We will wrap up this series on the Four Agreements, by exploring growth through awareness and forgiveness. In this final episode covering “the four agreements” we’ll be looking at the last two chapters of the book and selecting passages that can help point us towards the life of putting our new agreements into practice. I won’t be covering every part and encourage you to read the book yourself. If you have any questions, please feel free to write me at email@example.com or through the website
The first agreement: Be Impeccable with Your Word, is an acknowledgment of how our intent guides the creation of our personal stories or narratives to funnel our potential into greater or, all too often, lesser potential versions of ourselves.
The second agreement: Don’t Take Anything Personally, established for us how every story we have about ourselves and others, and therefore vice versa, is a means of cutting out parts of the whole of reality to make a coherent vision, supporting our desire to be right. Therefore, while we live within an interpenetrative reality of relationships, it is up to us as to whether we will accept the limitations imposed on us by others or by ourselves.

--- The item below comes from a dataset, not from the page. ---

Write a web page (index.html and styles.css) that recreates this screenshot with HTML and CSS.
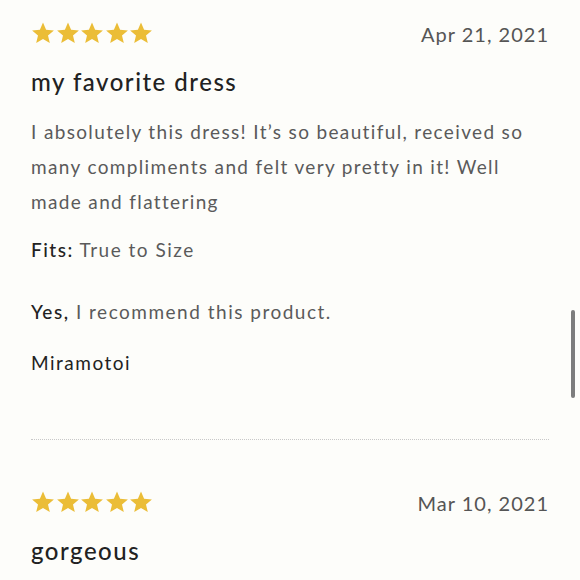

The third agreement: Don’t Make Assumptions, builds from the second, asking us to live more humbly, to engage more frequently in real generative dialogue with the purpose of understanding another’s perspective. Our desire to be right and our story creation process of selecting parts but not the whole of reality, leaves us forever at the mercy of further inquiry, whether we individually pursue it or not.
The fourth agreement: Part 1 Always Do Your Best, brought home the previous three into the lived reality of being caught up in shame and guilt and self-judgment, where our best is living the present, not being ashamed by connections to the past and not feeling guilty over not achieving the projections of the future.
Freedom – Awareness and Forgiveness
What is the freedom you are looking for? The freedom to be yourself? Do you know who that is? When you look at your life you will often find that many things you do are to please others, to be accepted by others, and you may not know what pleases you. We have been domesticated and many of us don’t know it. We live our lives ruled by the “Judge” and the “Victim” and never know it.
The first step to freedom is awareness. We have to become aware of the internal chatter that tells us “don’t do that, they may not like it”, or “if I do this, they won’t like me”. This internal self-talk squashes new ideas before you even have a chance to begin.
Awareness, the Path to Transformation
Transformation requires awareness of the unconscious agreements (narratives, judgments, and habits of behavior) that determine how we interact with experiences in our lives and focus our attention on the agreements that are no longer useful so that we can actively move forward to change them.
Negative agreements, such as “I’m not good enough, I’m not intelligent enough, “I’ll never get it right”, or “I don’t know how”, function like addictions. They work hard to stay the same. They tell us to not even try. To make changes to these agrrements we need the same or more power than we used to create them. Their power comes from the number of times we have repeated them. Embracing the “Four Agreements” as your own will require awareness and repetition. Practicing the four agreements is how your best becomes better. Repetition makes you the master of your agreements.
Healing starts with forgiveness, treating yourself with compassion. Let go of your resentment and self-judgment. Declare, “Enough! I am done with this self-abuse.” Forgive yourself for your past actions, and as necessary forgive your parents, siblings, and others you judge as having wronged you. Forgiveness is the key to your freedom, every judgment, resentment, and condemnation you hold is a tie that binds you. Every place you feel shame or guilt binds you. Forgiveness is the path to self-acceptance and self-love. When you accept yourself as you are, you are free.